-- start --

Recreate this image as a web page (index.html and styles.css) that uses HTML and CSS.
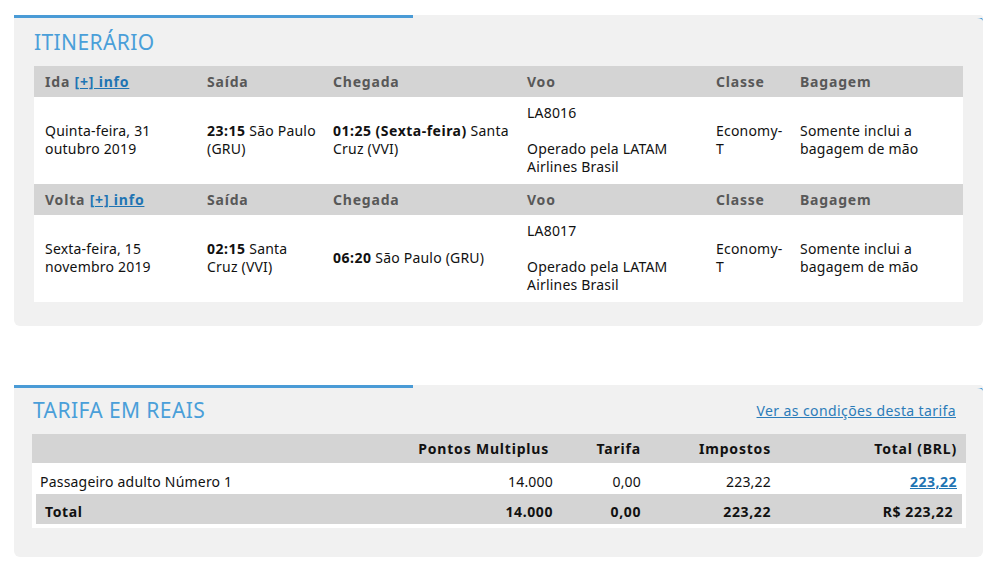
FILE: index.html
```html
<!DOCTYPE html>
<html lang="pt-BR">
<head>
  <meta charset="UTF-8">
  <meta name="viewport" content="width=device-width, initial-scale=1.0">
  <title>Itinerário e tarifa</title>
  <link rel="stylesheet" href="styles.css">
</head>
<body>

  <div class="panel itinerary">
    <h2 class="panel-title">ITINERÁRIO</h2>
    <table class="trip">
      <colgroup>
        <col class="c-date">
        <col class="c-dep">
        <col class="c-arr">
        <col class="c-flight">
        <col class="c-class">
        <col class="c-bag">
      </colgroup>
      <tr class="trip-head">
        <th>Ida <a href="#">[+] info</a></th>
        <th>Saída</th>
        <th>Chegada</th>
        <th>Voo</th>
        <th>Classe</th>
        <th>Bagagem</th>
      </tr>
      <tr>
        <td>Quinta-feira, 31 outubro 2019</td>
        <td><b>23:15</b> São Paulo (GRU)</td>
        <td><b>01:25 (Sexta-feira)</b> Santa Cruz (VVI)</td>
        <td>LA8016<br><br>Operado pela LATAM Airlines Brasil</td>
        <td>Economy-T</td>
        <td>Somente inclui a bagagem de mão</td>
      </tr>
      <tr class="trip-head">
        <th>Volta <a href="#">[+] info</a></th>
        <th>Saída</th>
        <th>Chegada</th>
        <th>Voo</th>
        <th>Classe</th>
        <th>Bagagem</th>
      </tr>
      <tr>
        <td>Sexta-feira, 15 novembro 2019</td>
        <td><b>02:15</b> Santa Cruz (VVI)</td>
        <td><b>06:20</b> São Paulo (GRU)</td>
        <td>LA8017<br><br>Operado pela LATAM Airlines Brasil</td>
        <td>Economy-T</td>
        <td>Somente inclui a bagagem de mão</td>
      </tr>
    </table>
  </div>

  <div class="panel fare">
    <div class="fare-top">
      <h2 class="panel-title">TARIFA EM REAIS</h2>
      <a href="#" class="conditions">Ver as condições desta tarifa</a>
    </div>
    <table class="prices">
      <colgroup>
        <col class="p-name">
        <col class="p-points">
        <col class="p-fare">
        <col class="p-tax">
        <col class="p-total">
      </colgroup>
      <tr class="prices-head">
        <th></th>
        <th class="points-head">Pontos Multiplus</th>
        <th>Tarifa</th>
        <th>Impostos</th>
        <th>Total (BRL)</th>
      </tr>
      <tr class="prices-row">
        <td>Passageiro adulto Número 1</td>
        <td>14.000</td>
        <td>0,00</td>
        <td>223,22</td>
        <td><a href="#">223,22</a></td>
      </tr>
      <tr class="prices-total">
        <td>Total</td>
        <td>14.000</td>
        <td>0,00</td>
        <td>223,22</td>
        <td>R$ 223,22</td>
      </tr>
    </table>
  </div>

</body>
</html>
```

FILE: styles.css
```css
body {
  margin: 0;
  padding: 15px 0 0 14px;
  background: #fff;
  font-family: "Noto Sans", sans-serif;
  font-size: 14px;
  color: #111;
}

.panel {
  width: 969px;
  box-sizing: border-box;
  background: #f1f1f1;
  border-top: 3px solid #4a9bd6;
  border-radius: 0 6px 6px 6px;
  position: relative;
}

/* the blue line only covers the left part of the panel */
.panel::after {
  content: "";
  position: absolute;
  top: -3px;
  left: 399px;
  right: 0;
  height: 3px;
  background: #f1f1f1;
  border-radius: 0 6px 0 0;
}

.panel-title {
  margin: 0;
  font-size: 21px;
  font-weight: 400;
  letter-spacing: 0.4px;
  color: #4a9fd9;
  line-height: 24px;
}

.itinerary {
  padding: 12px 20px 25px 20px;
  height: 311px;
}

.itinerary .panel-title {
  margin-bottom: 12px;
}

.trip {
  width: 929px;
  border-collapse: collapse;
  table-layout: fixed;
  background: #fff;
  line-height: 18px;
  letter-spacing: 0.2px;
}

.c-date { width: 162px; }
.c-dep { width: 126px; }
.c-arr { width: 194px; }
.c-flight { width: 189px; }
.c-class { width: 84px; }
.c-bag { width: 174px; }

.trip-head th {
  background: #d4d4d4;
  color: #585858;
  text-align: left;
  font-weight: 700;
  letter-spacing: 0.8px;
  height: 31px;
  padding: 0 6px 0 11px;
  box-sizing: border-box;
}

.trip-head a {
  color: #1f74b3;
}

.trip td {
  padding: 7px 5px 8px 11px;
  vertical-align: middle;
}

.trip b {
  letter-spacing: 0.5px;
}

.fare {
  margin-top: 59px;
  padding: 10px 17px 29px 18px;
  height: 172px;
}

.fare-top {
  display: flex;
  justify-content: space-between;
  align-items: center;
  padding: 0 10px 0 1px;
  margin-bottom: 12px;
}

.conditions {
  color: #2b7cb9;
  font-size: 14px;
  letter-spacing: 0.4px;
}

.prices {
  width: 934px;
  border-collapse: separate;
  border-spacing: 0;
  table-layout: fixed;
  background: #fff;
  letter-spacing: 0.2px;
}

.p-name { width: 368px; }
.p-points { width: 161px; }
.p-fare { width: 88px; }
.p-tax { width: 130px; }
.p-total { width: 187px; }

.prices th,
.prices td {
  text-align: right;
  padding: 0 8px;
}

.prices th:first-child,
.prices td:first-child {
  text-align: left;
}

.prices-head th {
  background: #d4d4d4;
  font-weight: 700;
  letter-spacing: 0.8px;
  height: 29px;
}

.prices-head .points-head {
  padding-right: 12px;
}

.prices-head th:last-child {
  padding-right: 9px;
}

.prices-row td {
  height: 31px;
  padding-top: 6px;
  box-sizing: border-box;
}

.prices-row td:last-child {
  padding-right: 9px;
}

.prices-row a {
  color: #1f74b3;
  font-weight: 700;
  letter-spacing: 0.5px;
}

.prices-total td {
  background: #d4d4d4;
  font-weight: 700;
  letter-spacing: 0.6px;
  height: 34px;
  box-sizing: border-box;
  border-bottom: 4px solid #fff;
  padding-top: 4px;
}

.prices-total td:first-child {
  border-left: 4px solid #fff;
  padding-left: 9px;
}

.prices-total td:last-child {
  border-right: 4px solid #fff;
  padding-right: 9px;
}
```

-- end --

§ **PROBLEM TO SOLVE**
In this exercise, set down all of the data exactly, without the pictures.

§ **RESPONSE TO THIS EXERCISE**
Recreate this image as a web page (index.html and styles.css) that uses HTML and CSS.
FILE: index.html
```html
<!DOCTYPE html>
<html lang="pt-BR">
<head>
  <meta charset="UTF-8">
  <meta name="viewport" content="width=device-width, initial-scale=1.0">
  <title>Itinerário e tarifa</title>
  <link rel="stylesheet" href="styles.css">
</head>
<body>

  <div class="panel itinerary">
    <h2 class="panel-title">ITINERÁRIO</h2>
    <table class="trip">
      <colgroup>
        <col class="c-date">
        <col class="c-dep">
        <col class="c-arr">
        <col class="c-flight">
        <col class="c-class">
        <col class="c-bag">
      </colgroup>
      <tr class="trip-head">
        <th>Ida <a href="#">[+] info</a></th>
        <th>Saída</th>
        <th>Chegada</th>
        <th>Voo</th>
        <th>Classe</th>
        <th>Bagagem</th>
      </tr>
      <tr>
        <td>Quinta-feira, 31 outubro 2019</td>
        <td><b>23:15</b> São Paulo (GRU)</td>
        <td><b>01:25 (Sexta-feira)</b> Santa Cruz (VVI)</td>
        <td>LA8016<br><br>Operado pela LATAM Airlines Brasil</td>
        <td>Economy-T</td>
        <td>Somente inclui a bagagem de mão</td>
      </tr>
      <tr class="trip-head">
        <th>Volta <a href="#">[+] info</a></th>
        <th>Saída</th>
        <th>Chegada</th>
        <th>Voo</th>
        <th>Classe</th>
        <th>Bagagem</th>
      </tr>
      <tr>
        <td>Sexta-feira, 15 novembro 2019</td>
        <td><b>02:15</b> Santa Cruz (VVI)</td>
        <td><b>06:20</b> São Paulo (GRU)</td>
        <td>LA8017<br><br>Operado pela LATAM Airlines Brasil</td>
        <td>Economy-T</td>
        <td>Somente inclui a bagagem de mão</td>
      </tr>
    </table>
  </div>

  <div class="panel fare">
    <div class="fare-top">
      <h2 class="panel-title">TARIFA EM REAIS</h2>
      <a href="#" class="conditions">Ver as condições desta tarifa</a>
    </div>
    <table class="prices">
      <colgroup>
        <col class="p-name">
        <col class="p-points">
        <col class="p-fare">
        <col class="p-tax">
        <col class="p-total">
      </colgroup>
      <tr class="prices-head">
        <th></th>
        <th class="points-head">Pontos Multiplus</th>
        <th>Tarifa</th>
        <th>Impostos</th>
        <th>Total (BRL)</th>
      </tr>
      <tr class="prices-row">
        <td>Passageiro adulto Número 1</td>
        <td>14.000</td>
        <td>0,00</td>
        <td>223,22</td>
        <td><a href="#">223,22</a></td>
      </tr>
      <tr class="prices-total">
        <td>Total</td>
        <td>14.000</td>
        <td>0,00</td>
        <td>223,22</td>
        <td>R$ 223,22</td>
      </tr>
    </table>
  </div>

</body>
</html>
```

FILE: styles.css
```css
body {
  margin: 0;
  padding: 15px 0 0 14px;
  background: #fff;
  font-family: "Noto Sans", sans-serif;
  font-size: 14px;
  color: #111;
}

.panel {
  width: 969px;
  box-sizing: border-box;
  background: #f1f1f1;
  border-top: 3px solid #4a9bd6;
  border-radius: 0 6px 6px 6px;
  position: relative;
}

/* the blue line only covers the left part of the panel */
.panel::after {
  content: "";
  position: absolute;
  top: -3px;
  left: 399px;
  right: 0;
  height: 3px;
  background: #f1f1f1;
  border-radius: 0 6px 0 0;
}

.panel-title {
  margin: 0;
  font-size: 21px;
  font-weight: 400;
  letter-spacing: 0.4px;
  color: #4a9fd9;
  line-height: 24px;
}

.itinerary {
  padding: 12px 20px 25px 20px;
  height: 311px;
}

.itinerary .panel-title {
  margin-bottom: 12px;
}

.trip {
  width: 929px;
  border-collapse: collapse;
  table-layout: fixed;
  background: #fff;
  line-height: 18px;
  letter-spacing: 0.2px;
}

.c-date { width: 162px; }
.c-dep { width: 126px; }
.c-arr { width: 194px; }
.c-flight { width: 189px; }
.c-class { width: 84px; }
.c-bag { width: 174px; }

.trip-head th {
  background: #d4d4d4;
  color: #585858;
  text-align: left;
  font-weight: 700;
  letter-spacing: 0.8px;
  height: 31px;
  padding: 0 6px 0 11px;
  box-sizing: border-box;
}

.trip-head a {
  color: #1f74b3;
}

.trip td {
  padding: 7px 5px 8px 11px;
  vertical-align: middle;
}

.trip b {
  letter-spacing: 0.5px;
}

.fare {
  margin-top: 59px;
  padding: 10px 17px 29px 18px;
  height: 172px;
}

.fare-top {
  display: flex;
  justify-content: space-between;
  align-items: center;
  padding: 0 10px 0 1px;
  margin-bottom: 12px;
}

.conditions {
  color: #2b7cb9;
  font-size: 14px;
  letter-spacing: 0.4px;
}

.prices {
  width: 934px;
  border-collapse: separate;
  border-spacing: 0;
  table-layout: fixed;
  background: #fff;
  letter-spacing: 0.2px;
}

.p-name { width: 368px; }
.p-points { width: 161px; }
.p-fare { width: 88px; }
.p-tax { width: 130px; }
.p-total { width: 187px; }

.prices th,
.prices td {
  text-align: right;
  padding: 0 8px;
}

.prices th:first-child,
.prices td:first-child {
  text-align: left;
}

.prices-head th {
  background: #d4d4d4;
  font-weight: 700;
  letter-spacing: 0.8px;
  height: 29px;
}

.prices-head .points-head {
  padding-right: 12px;
}

.prices-head th:last-child {
  padding-right: 9px;
}

.prices-row td {
  height: 31px;
  padding-top: 6px;
  box-sizing: border-box;
}

.prices-row td:last-child {
  padding-right: 9px;
}

.prices-row a {
  color: #1f74b3;
  font-weight: 700;
  letter-spacing: 0.5px;
}

.prices-total td {
  background: #d4d4d4;
  font-weight: 700;
  letter-spacing: 0.6px;
  height: 34px;
  box-sizing: border-box;
  border-bottom: 4px solid #fff;
  padding-top: 4px;
}

.prices-total td:first-child {
  border-left: 4px solid #fff;
  padding-left: 9px;
}

.prices-total td:last-child {
  border-right: 4px solid #fff;
  padding-right: 9px;
}
```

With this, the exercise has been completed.